Drivers head north on I-5 through Everett on Thursday night. Blue-white hues from high-intensity discharge and light emitting diode headlights can seem brighter and cause more glare to human eyes. (Olivia Vanni / The Herald)

Drivers head north on I-5 through Everett on Thursday night. Blue-white hues from high-intensity discharge and light emitting diode headlights can seem brighter and cause more glare to human eyes. (Olivia Vanni / The Herald)

Are headlights brighter? No, but they can feel like it

Light from modern vehicles often appear brighter and can cause worse glare. But new tech could help.

Daylight lingers longer thanks to the clock skipping an hour recently.

But a neighbor’s new car has Fabian Borowiecki of Everett looking for shade.

“At night those headlights literally light up the entire block we live on,” he wrote to The Daily Herald. “Backing into their garage, it’s like a spotlight turned on, so much so that the house five away gets all lit up.”

He’s noticed other vehicles seem like their beams are too luminous as well. Oncoming vehicles that “come awful close to being blinding” when he drives at night led him to ask about the rules for headlight brightness.

Former Street Smarts columnist Melissa Slager wrote about headlights in 2015 after a reader asked about the prevalence of blue-hued lights that hurt her eyes.

Other writers, including at The Columbian, Slate and The New York Times, have tackled the issue as well in recent years.

What was true then still is.

Stock headlights aren’t brighter, technically.

“They just aren’t,” University of Michigan Transportation Research Institute associate professor Mike Flannagan said.

He has studied driver vision for most of his 30-year career. Headlights are a major element of his research.

Low beam headlights are a compromise between not adequately illuminating a roadway at night at speeds faster than 45 mph and limiting glare for other road users, Flannagan said.

Headlight regulations haven’t changed much in the past decades, Flannagan said. Their minimum and maximum outputs are well codified federally.

The Washington State Patrol lists the state’s lighting laws online which generally conform to federal standards.

That’s why GMC is recalling 740,000 Terrain SUVs across the country. More technically, it’s an issue with reflections in the headlight housing, as The Associated Press reported in March.

Instead of headlights being brighter, it seems to be a combination of aging eyes, the way human eyes perceive more modern headlights, and how drivers can adjust their angle.

Older drivers need more light to see at night, according to the American Optometric Association.

High-intensity discharge headlights, called HIDs, use xenon gas and electricity to produce light.
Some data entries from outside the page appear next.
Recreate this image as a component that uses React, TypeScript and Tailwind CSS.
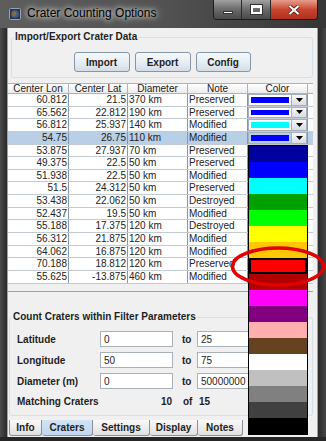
type Row = [string, string, string, string, string];

const rows: Row[] = [
  ["60.812", "21.5", "370 km", "Preserved", "bg-[#0000ff]"],
  ["65.562", "22.812", "190 km", "Preserved", "bg-[#0000ff]"],
  ["56.812", "25.937", "140 km", "Modified", "bg-[#00ffff]"],
  ["54.75", "26.75", "110 km", "Modified", "bg-[#0000ff]"],
  ["53.875", "27.937", "70 km", "Preserved", "bg-[#0000ff]"],
  ["49.375", "22.5", "50 km", "Preserved", "bg-[#0000ff]"],
  ["51.938", "22.5", "50 km", "Modified", "bg-[#0000ff]"],
  ["51.5", "24.312", "50 km", "Preserved", "bg-[#0000ff]"],
  ["53.438", "22.062", "50 km", "Destroyed", "bg-[#0000ff]"],
  ["52.437", "19.5", "50 km", "Modified", "bg-[#0000ff]"],
  ["55.188", "17.375", "120 km", "Destroyed", "bg-[#0000ff]"],
  ["56.312", "21.875", "120 km", "Modified", "bg-[#0000ff]"],
  ["64.062", "16.875", "120 km", "Modified", "bg-[#0000ff]"],
  ["70.188", "18.812", "120 km", "Preserved", "bg-[#ff0000]"],
  ["55.625", "-13.875", "460 km", "Modified", "bg-[#0000ff]"],
];

const swatches = [
  "bg-[#00009c]",
  "bg-[#0000ff]",
  "bg-[#00ffff]",
  "bg-[#00a000]",
  "bg-[#00ff00]",
  "bg-[#ffff00]",
  "bg-[#ffc800]",
  "bg-[#ff0000]",
  "bg-[#b00000]",
  "bg-[#ff00ff]",
  "bg-[#800080]",
  "bg-[#ffafaf]",
  "bg-[#654321]",
  "bg-[#ffffff]",
  "bg-[#c0c0c0]",
  "bg-[#808080]",
  "bg-[#404040]",
  "bg-[#000000]",
];

function TitleBar() {
  return (
    <div className="flex h-[28px] items-start bg-gradient-to-r from-[#5d5d5d] via-[#525252] to-[#353535]">
      <svg className="ml-[9px] mt-[8px]" width="12" height="12" viewBox="0 0 12 12">
        <rect x="0.5" y="0.5" width="11" height="11" rx="1" fill="#27344a" stroke="#9aa3ad" />
        <circle cx="6" cy="6" r="4" fill="#3a5a8a" />
        <path d="M3 5c1-2 3-2 4-1s1 3-1 4-3 0-3-3z" fill="#8a6a3a" />
      </svg>
      <span className="ml-[6px] mt-[6px] text-[12px] leading-[15px] text-black [text-shadow:0_0_5px_rgba(255,255,255,0.95),0_0_9px_rgba(255,255,255,0.8)]">
        Crater Counting Options
      </span>
      <div className="ml-auto mr-[8px] flex h-[20px] overflow-hidden rounded-b-[4px] border border-t-0 border-[#1c1c1c]">
        <div className="flex w-[28px] items-end justify-center bg-gradient-to-b from-[#a2a2a2] via-[#6a6a6a] to-[#4a4a4a] pb-[5px] border-r border-[#2a2a2a]">
          <div className="h-[3px] w-[10px] bg-white border border-[#333]" />
        </div>
        <div className="flex w-[29px] items-center justify-center bg-gradient-to-b from-[#a2a2a2] via-[#6a6a6a] to-[#4a4a4a] border-r border-[#2a2a2a]">
          <div className="h-[9px] w-[11px] border-2 border-t-[3px] border-white outline outline-1 outline-[#333]" />
        </div>
        <div className="flex w-[46px] items-center justify-center bg-gradient-to-b from-[#e49c8c] via-[#c9452f] to-[#b0301c]">
          <svg width="12" height="10" viewBox="0 0 12 10">
            <path d="M1.5 1l9 8M10.5 1l-9 8" stroke="#3a0a04" strokeWidth="3.4" />
            <path d="M1.5 1l9 8M10.5 1l-9 8" stroke="#fff" strokeWidth="2.2" />
          </svg>
        </div>
      </div>
    </div>
  );
}

function Button({ label, width }: { label: string; width: string }) {
  return (
    <div
      className={`${width} flex h-[20px] items-center justify-center rounded-[3px] border border-[#8596a6] bg-gradient-to-b from-[#f7f9fb] via-[#e8eef4] to-[#d3dde7] text-[10px] font-bold text-[#1e1e1e]`}
    >
      {label}
    </div>
  );
}

function Combo({ swatch, selected }: { swatch: string; selected?: boolean }) {
  return (
    <div className="flex h-full w-full">
      <div className={`flex-1 border border-[#a4b0bc] p-[2px] ${selected ? "bg-[#b8cfe5]" : "bg-white"}`}>
        <div className={`h-full w-full ${swatch}`} />
      </div>
      <div className="flex w-[15px] items-center justify-center border border-l-0 border-[#a4b0bc] bg-gradient-to-b from-[#f8f8f8] to-[#d9dde2]">
        <svg width="7" height="4" viewBox="0 0 7 4">
          <path d="M0 0h7L3.5 4z" fill="#000" />
        </svg>
      </div>
    </div>
  );
}

function CraterTable() {
  return (
    <div className="mt-[5px] h-[209px] w-[305px] border-b border-[#a0a0a0] bg-[#f0f0f0] text-[10px] text-[#222]">
      <div className="flex h-[11px] border-y border-[#a9b4bf] bg-gradient-to-b from-white to-[#ececec] leading-[9px]">
        <div className="w-[61px] border-r border-[#a9b4bf] text-center">Center Lon</div>
        <div className="w-[59px] border-r border-[#a9b4bf] text-center">Center Lat</div>
        <div className="w-[60px] border-r border-[#a9b4bf] text-center">Diameter</div>
        <div className="w-[60px] border-r border-[#a9b4bf] text-center">Note</div>
        <div className="w-[60px] border-r border-[#a9b4bf] text-center">Color</div>
      </div>
      {rows.map((r, i) => {
        const sel = i === 3;
        return (
          <div
            key={i}
            className={`flex h-[12.65px] border-b border-[#c4cad1] leading-[11px] ${sel ? "bg-[#b8cfe5]" : "bg-white"}`}
          >
            <div className="w-[61px] border-r border-[#8797a9] pr-[1px] text-right">{r[0]}</div>
            <div className="w-[59px] border-r border-[#8797a9] pr-[1px] text-right">{r[1]}</div>
            <div className="w-[60px] border-r border-[#8797a9] pl-[1px]">{r[2]}</div>
            <div className="w-[60px] border-r border-[#8797a9] pl-[1px]">{r[3]}</div>
            <div className="w-[60px] border-r border-[#8797a9]">
              <Combo swatch={r[4]} selected={sel} />
            </div>
          </div>
        );
      })}
    </div>
  );
}

function FilterRow({ label, from, to }: { label: string; from: string; to: string }) {
  return (
    <div className="flex h-[16px] items-center text-[10px]">
      <div className="w-[83px] font-bold">{label}</div>
      <div className="flex h-full w-[73px] items-center border border-[#a9b0b8] bg-white pl-[3px]">{from}</div>
      <div className="w-[24px] pl-[9px] font-bold">to</div>
      <div className="flex h-full w-[100px] items-center border border-[#a9b0b8] bg-white pl-[3px]">{to}</div>
    </div>
  );
}

function Tabs() {
  const tabs = [
    { label: "Info", w: "w-[33px]" },
    { label: "Craters", w: "w-[51px]" },
    { label: "Settings", w: "w-[57px]" },
    { label: "Display", w: "w-[48px]" },
    { label: "Notes", w: "w-[45px]" },
  ];
  return (
    <div className="ml-[1px] mt-[4px] flex h-[16px] text-[10px] font-bold text-[#1e1e1e]">
      {tabs.map((t, i) => (
        <div
          key={t.label}
          className={`${t.w} flex items-center justify-center rounded-b-[3px] border border-t-0 border-[#8b9099] ${i > 0 ? "border-l-0" : ""} ${
            i === 1 ? "bg-gradient-to-b from-[#d2e3f4] to-[#c1d7ee]" : "bg-gradient-to-b from-[#f9f9f9] to-[#e1e1e1]"
          }`}
        >
          {t.label}
        </div>
      ))}
    </div>
  );
}

export default function App() {
  return (
    <div className="relative flex h-[441px] w-[326px] flex-col overflow-hidden bg-[#2c2c2c] font-['Liberation_Sans',Arial,sans-serif] text-[#1e1e1e]">
      <TitleBar />
      <div className="flex h-[409px]">
        <div className="w-[8px] border-r border-[#97a2ad] bg-gradient-to-r from-[#4c4c4c] to-[#2a2a2a]" />
        <div className="flex w-[309px] flex-col bg-[#f0f0f0]">
          <fieldset className="ml-[3px] mr-[4px] mt-[3px] h-[47px] rounded-[3px] border border-[#d5dfe5]">
            <legend className="ml-[2px] px-[1px] text-[10px] font-bold leading-[12px]">Import/Export Crater Data</legend>
            <div className="mt-[9px] flex justify-center gap-[5px]">
              <Button label="Import" width="w-[56px]" />
              <Button label="Export" width="w-[56px]" />
              <Button label="Config" width="w-[55px]" />
            </div>
          </fieldset>
          <CraterTable />
          <fieldset className="ml-[1px] mr-[4px] mt-[19px] h-[105px] rounded-[3px] border border-[#d5dfe5]">
            <legend className="ml-[2px] px-[1px] text-[10px] font-bold leading-[12px]">
              Count Craters within Filter Parameters
            </legend>
            <div className="mt-[8px] flex flex-col gap-[5px] pl-[7px]">
              <FilterRow label="Latitude" from="0" to="25" />
              <FilterRow label="Longitude" from="50" to="75" />
              <FilterRow label="Diameter (m)" from="0" to="50000000" />
              <div className="mt-[1px] flex h-[12px] items-center text-[10px] font-bold">
                <div className="w-[83px]">Matching Craters</div>
                <div className="w-[73px] pr-[1px] text-right">10</div>
                <div className="w-[24px] pl-[10px]">of</div>
                <div className="pl-[2px]">15</div>
              </div>
            </div>
          </fieldset>
          <Tabs />
        </div>
        <div className="w-[9px] border-l border-[#97a2ad] bg-gradient-to-r from-[#2a2a2a] to-[#464646]" />
      </div>
      <div className="h-[4px] bg-[#262626]" />

      <div className="absolute left-[248px] top-[145px] flex w-[60px] flex-col border border-black">
        {swatches.map((s, i) => (
          <div key={i} className={`h-[16px] ${s} ${i === 7 ? "border-2 border-black" : ""}`} />
        ))}
      </div>

      <svg className="absolute left-[230px] top-[246px]" width="96" height="42" viewBox="0 0 96 42">
        <ellipse cx="48" cy="20.5" rx="45.5" ry="18.5" fill="none" stroke="#e20000" strokeWidth="3.5" />
      </svg>
    </div>
  );
}
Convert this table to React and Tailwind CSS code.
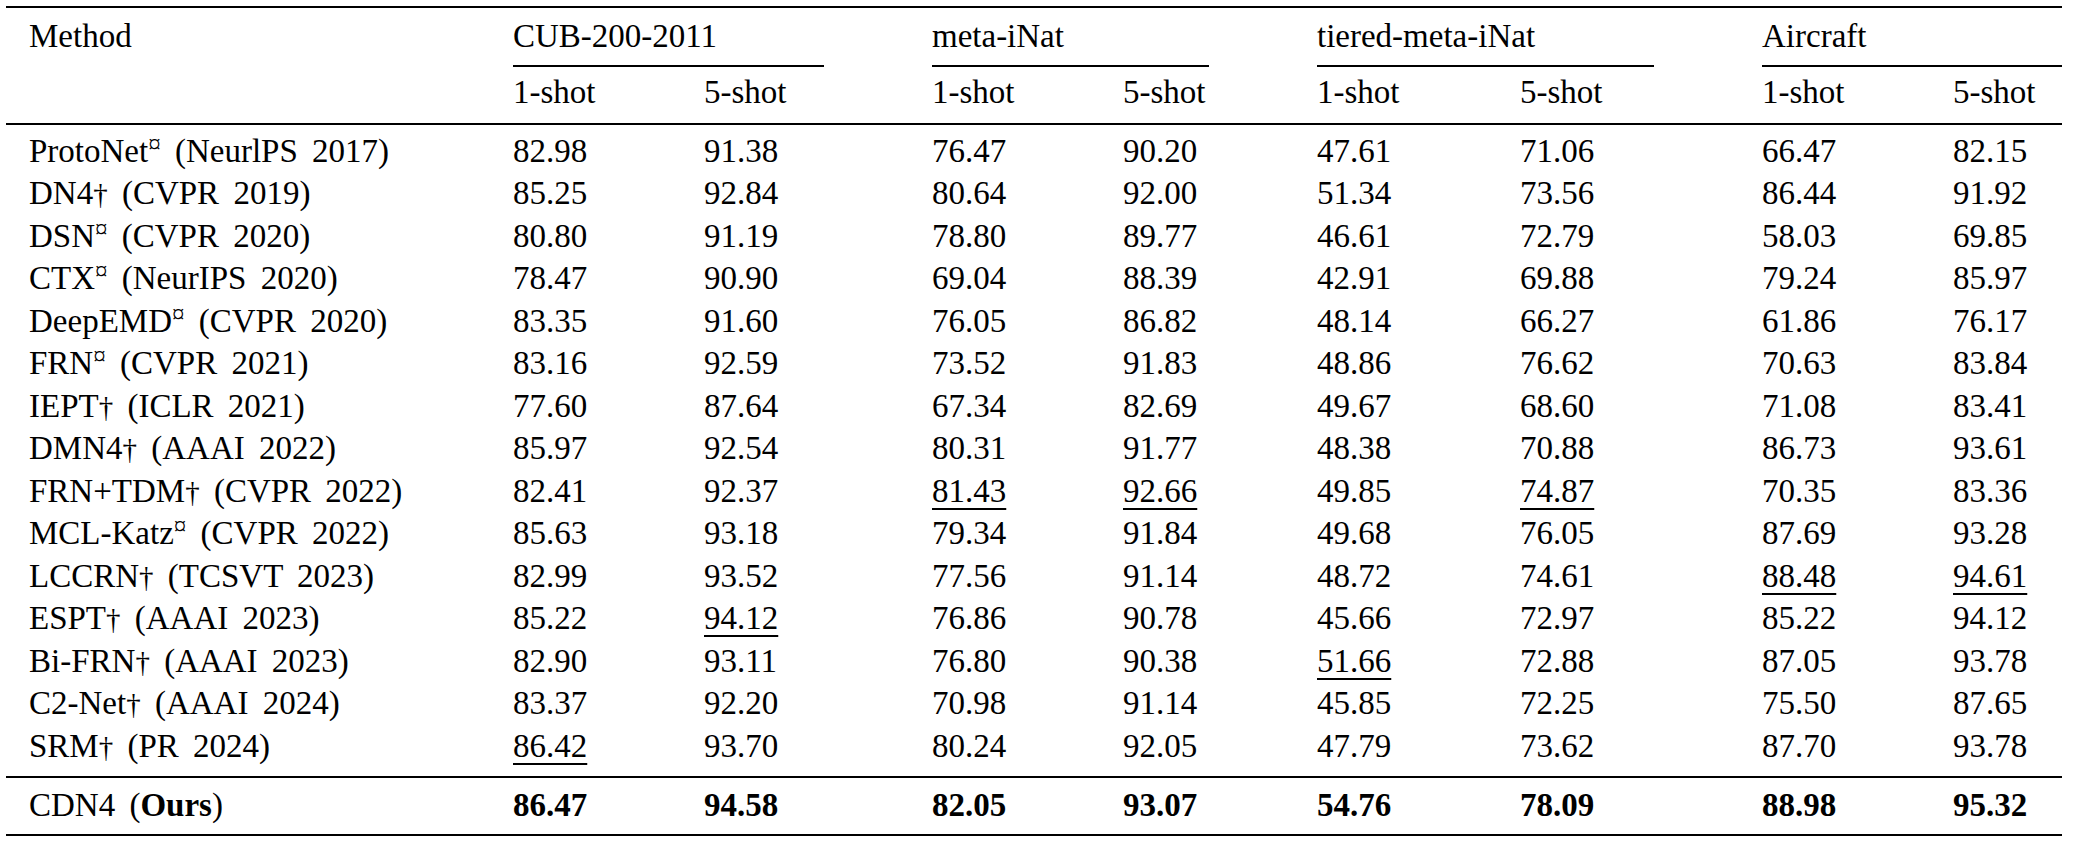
// Few-shot fine-grained classification results table (booktabs style).
import React from 'react';

const COLS = 'grid grid-cols-[507px_191px_228px_191px_194px_203px_242px_191px_109px]';

const groups = ['CUB-200-2011', 'meta-iNat', 'tiered-meta-iNat', 'Aircraft'];

// A leading "_" marks a second-best (underlined) result.
const rows = [
  ['ProtoNet', '¤', 'NeurlPS 2017', ['82.98', '91.38', '76.47', '90.20', '47.61', '71.06', '66.47', '82.15']],
  ['DN4', '†', 'CVPR 2019', ['85.25', '92.84', '80.64', '92.00', '51.34', '73.56', '86.44', '91.92']],
  ['DSN', '¤', 'CVPR 2020', ['80.80', '91.19', '78.80', '89.77', '46.61', '72.79', '58.03', '69.85']],
  ['CTX', '¤', 'NeurIPS 2020', ['78.47', '90.90', '69.04', '88.39', '42.91', '69.88', '79.24', '85.97']],
  ['DeepEMD', '¤', 'CVPR 2020', ['83.35', '91.60', '76.05', '86.82', '48.14', '66.27', '61.86', '76.17']],
  ['FRN', '¤', 'CVPR 2021', ['83.16', '92.59', '73.52', '91.83', '48.86', '76.62', '70.63', '83.84']],
  ['IEPT', '†', 'ICLR 2021', ['77.60', '87.64', '67.34', '82.69', '49.67', '68.60', '71.08', '83.41']],
  ['DMN4', '†', 'AAAI 2022', ['85.97', '92.54', '80.31', '91.77', '48.38', '70.88', '86.73', '93.61']],
  ['FRN+TDM', '†', 'CVPR 2022', ['82.41', '92.37', '_81.43', '_92.66', '49.85', '_74.87', '70.35', '83.36']],
  ['MCL-Katz', '¤', 'CVPR 2022', ['85.63', '93.18', '79.34', '91.84', '49.68', '76.05', '87.69', '93.28']],
  ['LCCRN', '†', 'TCSVT 2023', ['82.99', '93.52', '77.56', '91.14', '48.72', '74.61', '_88.48', '_94.61']],
  ['ESPT', '†', 'AAAI 2023', ['85.22', '_94.12', '76.86', '90.78', '45.66', '72.97', '85.22', '94.12']],
  ['Bi-FRN', '†', 'AAAI 2023', ['82.90', '93.11', '76.80', '90.38', '_51.66', '72.88', '87.05', '93.78']],
  ['C2-Net', '†', 'AAAI 2024', ['83.37', '92.20', '70.98', '91.14', '45.85', '72.25', '75.50', '87.65']],
  ['SRM', '†', 'PR 2024', ['_86.42', '93.70', '80.24', '92.05', '47.79', '73.62', '87.70', '93.78']],
];

const ours = ['86.47', '94.58', '82.05', '93.07', '54.76', '78.09', '88.98', '95.32'];

function Mark({ sym }) {
  if (sym === '¤') {
    return <span className="text-[25px] align-[9px] leading-none">¤</span>;
  }
  return <span className="text-[29px] leading-none">†</span>;
}

function Value({ v }) {
  if (v.startsWith('_')) {
    return (
      <span className="underline decoration-[2px] underline-offset-[6px]">{v.slice(1)}</span>
    );
  }
  return <span>{v}</span>;
}

export default function App() {
  return (
    <div className="min-h-screen bg-white text-black font-['Liberation_Serif','Times_New_Roman',serif] text-[33px] pt-[6px]">
      <div className="ml-[6px] w-[2056px]">
        <div className="h-[2px] bg-black" />

        <div className={`${COLS} h-[57px] pt-[6.6px] leading-[42.5px]`}>
          <div className="pl-[23px]">Method</div>
          {groups.map((g) => (
            <div key={g} className="col-span-2">{g}</div>
          ))}
        </div>

        <div className={`${COLS} h-[1.5px]`}>
          <div />
          {groups.map((g, i) => (
            <div key={g} className={`col-span-2 h-[1.5px] bg-black ${i < 3 ? 'mr-[108px]' : ''}`} />
          ))}
        </div>

        <div className={`${COLS} h-[56.5px] pt-[4px] leading-[42.5px]`}>
          <div />
          {groups.map((g) => (
            <React.Fragment key={g}>
              <div>1-shot</div>
              <div>5-shot</div>
            </React.Fragment>
          ))}
        </div>

        <div className="h-[2px] bg-black" />

        <div className="pt-[4.6px]">
          {rows.map(([name, sym, venue, vals]) => (
            <div key={name} className={`${COLS} h-[42.5px] leading-[42.5px] whitespace-nowrap`}>
              <div className="pl-[23px] [word-spacing:6px]">
                {name}
                <Mark sym={sym} /> ({venue})
              </div>
              {vals.map((v, i) => (
                <div key={i}>
                  <Value v={v} />
                </div>
              ))}
            </div>
          ))}
        </div>

        <div className="mt-[8.6px] h-[2px] bg-black" />

        <div className={`${COLS} h-[56px] pt-[6px] leading-[42.5px]`}>
          <div className="pl-[23px] [word-spacing:6px]">
            CDN4 (<span className="font-bold">Ours</span>)
          </div>
          {ours.map((v, i) => (
            <div key={i} className="font-bold">{v}</div>
          ))}
        </div>

        <div className="h-[2px] bg-black" />
      </div>
    </div>
  );
}
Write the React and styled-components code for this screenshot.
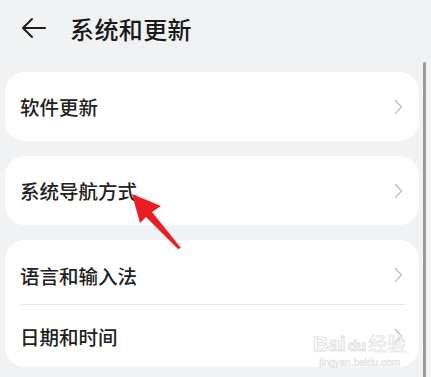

The light from them and light emitting diodes (LEDs) can appear blue.

In studies, people report feeling like they see better with blue-white headlights, though tests don’t show an effect supporting or detracting from that claim, Flannagan said. That hue also doesn’t have a measurable result on glare.

In the 1990s auto manufacturers changed how headlight position can be adjusted. It means drivers can direct the light angle, which can be off after normal bumps and jostles from road use.

“Even if it’s off by a degree, it’s too much,” Flannagan said.

For drivers who experience sharp glare at night, there’s not a lot they can do. Flannagan doesn’t recommend glasses marketed for curbing glare.

“Ever since there have been headlights, there have been people selling night driving glasses despite the lack of evidence they do anything except harm,” he said.

Instead, there may be a nationwide technology change ahead.

Adaptive driving beams are the next big thing for vehicle lighting tech. These new headlights read light and shine more brightly in dark areas and dim for well-lit spots. On a two-lane road, a driver’s vehicle automatically could shine high beams on a deer ahead while keeping low beams on an oncoming vehicle.

Hopefully that can curb the glare Borowiecki and others experience on the road and in their home, though that change will be up to the market.

“It really is annoying driving down the street and thinking that a 737 is coming at you with all it’s landing lights on,” Borowiecki said.